Marketing orchestration is not marketing execution. Execution is running ads, publishing content, and posting updates. Orchestration is the operating system that decides channel mix, budget allocation, sales handoff, and revenue attribution from first touch to closed deal.
Most mid-market companies have activity without architecture. They run channels because competitors do, not because the economics support it. Boost builds the orchestration layer that makes marketing a measurable growth engine.
Channel strategy starts with unit economics: customer acquisition cost, lifetime value, close rate, and marginal return by source. We prioritize channels where spend converts into profitable pipeline, then expand only when data supports expansion.
Google surface dominance is a primary lever in many B2B markets: paid search for immediate demand capture, business profile authority for trust, and SEO for compounding visibility. We pair this with reputation architecture so review volume and quality materially improve conversion rate.
Every campaign sits inside a unified attribution model. Lead source tagging, campaign-level tracking, and closed-loop reporting show what spend generated revenue, not just clicks or form fills. Web conversion, AI response, and nurture automation ensure traffic turns into qualified sales conversations.

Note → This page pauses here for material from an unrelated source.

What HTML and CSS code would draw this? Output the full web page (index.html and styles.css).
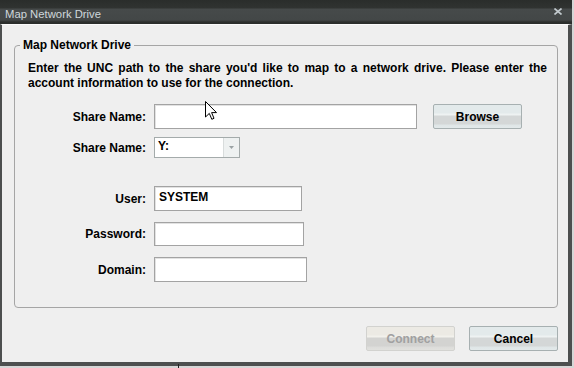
FILE: index.html
```html
<!DOCTYPE html>
<html>
<head>
<meta charset="utf-8">
<link rel="stylesheet" href="styles.css">
</head>
<body>
<div class="window">
  <div class="titlebar">
    <span class="title">Map Network Drive</span>
    <svg class="close" width="8" height="7" viewBox="0 0 8 7"><path d="M0.5 0.5 L7.5 6.5 M7.5 0.5 L0.5 6.5" stroke="#c3cbcf" stroke-width="1.6" fill="none"/></svg>
  </div>
  <div class="frame">
    <fieldset class="group">
      <legend>Map Network Drive</legend>
      <p class="desc">Enter the UNC path to the share you'd like to map to a network drive. Please enter the account information to use for the connection.</p>
      <div class="form">
        <div class="row r-share">
          <span class="label">Share Name:</span>
          <div class="field w-share"></div>
          <button class="btn browse">Browse</button>
        </div>
        <div class="row r-drive">
          <span class="label">Share Name:</span>
          <div class="select"><span class="value">Y:</span><span class="arrow"><svg width="5" height="3" viewBox="0 0 5 3"><path d="M0 0 H5 L2.5 3 Z" fill="#9aa2a4"/></svg></span></div>
        </div>
        <div class="row r-user">
          <span class="label">User:</span>
          <div class="field w-user">SYSTEM</div>
        </div>
        <div class="row r-pass">
          <span class="label">Password:</span>
          <div class="field w-pass"></div>
        </div>
        <div class="row r-domain">
          <span class="label">Domain:</span>
          <div class="field w-domain"></div>
        </div>
      </div>
    </fieldset>
    <div class="actions">
      <button class="btn disabled">Connect</button>
      <button class="btn">Cancel</button>
    </div>
  </div>
</div>
<svg class="cursor" width="13" height="20" viewBox="0 0 13 20"><path d="M0.5 0.5 L0.5 16 L4.3 12.4 L6.8 18.3 L9 17.3 L6.6 11.6 L11.5 11.6 Z" fill="#fff" stroke="#000" stroke-width="1" stroke-linejoin="miter"/></svg>
<span class="tick"></span>
</body>
</html>
```

FILE: styles.css
```css
html, body {
  margin: 0;
  padding: 0;
}
body {
  width: 574px;
  height: 368px;
  overflow: hidden;
  position: relative;
  background: #d6d6d6;
  font-family: "Liberation Sans", Arial, sans-serif;
  font-size: 12px;
  color: #000;
}
.window {
  width: 572px;
}
.titlebar {
  height: 24px;
  box-sizing: border-box;
  display: flex;
  align-items: center;
  justify-content: space-between;
  padding: 3px 10px 0 5px;
  background: linear-gradient(to bottom, #2a2d2b 0px, #303331 8px, #464a4a 9px, #434747 20px, #2c2f2d 22px, #2a2d2b 24px);
  color: #cfd7db;
  font-size: 11.3px;
}
.close {
  display: block;
  margin-top: -4px;
}
.frame {
  height: 342px;
  box-sizing: border-box;
  background: #efefef;
  border-top: 1px solid #fbfbfb;
  border-left: 2px solid #4d4f4f;
  border-right: 4px solid #4d4f4f;
  border-bottom: 4px solid #4d4f4f;
  padding: 0 10px 0 12px;
}
.group {
  margin: 13px 0 0 0;
  padding: 0 0 25px 5px;
  border: 1px solid #a5a5a5;
  border-radius: 4px;
  min-width: 0;
}
.group legend {
  padding: 0 3px;
  font-weight: bold;
  font-size: 12px;
  line-height: 15px;
}
.desc {
  margin: 8px 10px 0 8px;
  font-weight: bold;
  line-height: 15px;
  text-align: justify;
}
.form {
  margin-top: 13px;
}
.row {
  display: flex;
  align-items: center;
}
.label {
  width: 126px;
  margin-right: 8px;
  text-align: right;
  font-weight: bold;
}
.field {
  box-sizing: border-box;
  height: 25px;
  background: #fff;
  border: 1px solid #a3a3a3;
  box-shadow: inset 1px 1px 0 #e2e2e2;
  padding: 3px 0 0 4px;
  line-height: 14px;
  font-weight: bold;
}
.r-share { height: 25px; }
.r-drive { height: 21px; margin-top: 8px; }
.r-user { height: 25px; margin-top: 28px; }
.r-pass { height: 24px; margin-top: 11px; }
.r-domain { height: 25px; margin-top: 11px; }
.w-share { width: 263px; }
.w-user { width: 148px; }
.w-pass { width: 150px; height: 24px; }
.w-domain { width: 153px; }
.select {
  box-sizing: border-box;
  width: 86px;
  height: 21px;
  display: flex;
  background: #fff;
  border: 1px solid #a4abab;
}
.select .value {
  flex: 1;
  padding-left: 3px;
  line-height: 17px;
  font-weight: bold;
}
.select .arrow {
  width: 15px;
  display: flex;
  align-items: center;
  justify-content: center;
  background: #eef1f1;
  border-left: 1px solid #d8dcdc;
}
.btn {
  box-sizing: border-box;
  width: 89px;
  height: 25px;
  padding: 0;
  border: 1px solid #a7b0b1;
  border-radius: 2px;
  background: linear-gradient(to bottom, #e3eaeb 0px, #e3eaeb 8px, #eef2f2 9px, #eef2f2 10px, #d4d7d7 11px, #d4d7d7 19px, #dfe6e7 20px, #e4eaeb 24px);
  font-family: "Liberation Sans", Arial, sans-serif;
  font-size: 12px;
  font-weight: bold;
  color: #000;
}
.browse {
  margin-left: 16px;
}
.btn.disabled {
  color: #a0a0a0;
  border-color: #d2d2cf;
  background: linear-gradient(to bottom, #eceae4 0px, #eceae4 8px, #f2f1ec 9px, #f2f1ec 10px, #d3d3d1 11px, #d3d3d1 19px, #dcdcda 20px, #e2e2df 24px);
}
.actions {
  display: flex;
  justify-content: flex-end;
  gap: 14px;
  margin-top: 18px;
}
.cursor {
  position: absolute;
  left: 205px;
  top: 101px;
}
.tick {
  position: absolute;
  left: 178px;
  top: 364px;
  width: 1px;
  height: 4px;
  background: #222;
}
```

Orchestration feeds sales systems design. Marketing creates demand, sales converts it, and conversion data feeds targeting and budget decisions. This creates a compounding loop where improved close rates increase allowable acquisition cost and unlock profitable scale.
Qualified leads commonly increase 150-250% in the first 90 days. CAC drops 20-40% as budget shifts toward better-performing channels. Review authority and organic visibility compound over time, reducing paid dependency while improving close rates.
When channel strategy, sales process, and automation run on shared metrics, every dollar gets smarter over time. That compounding effect is where durable advantage comes from.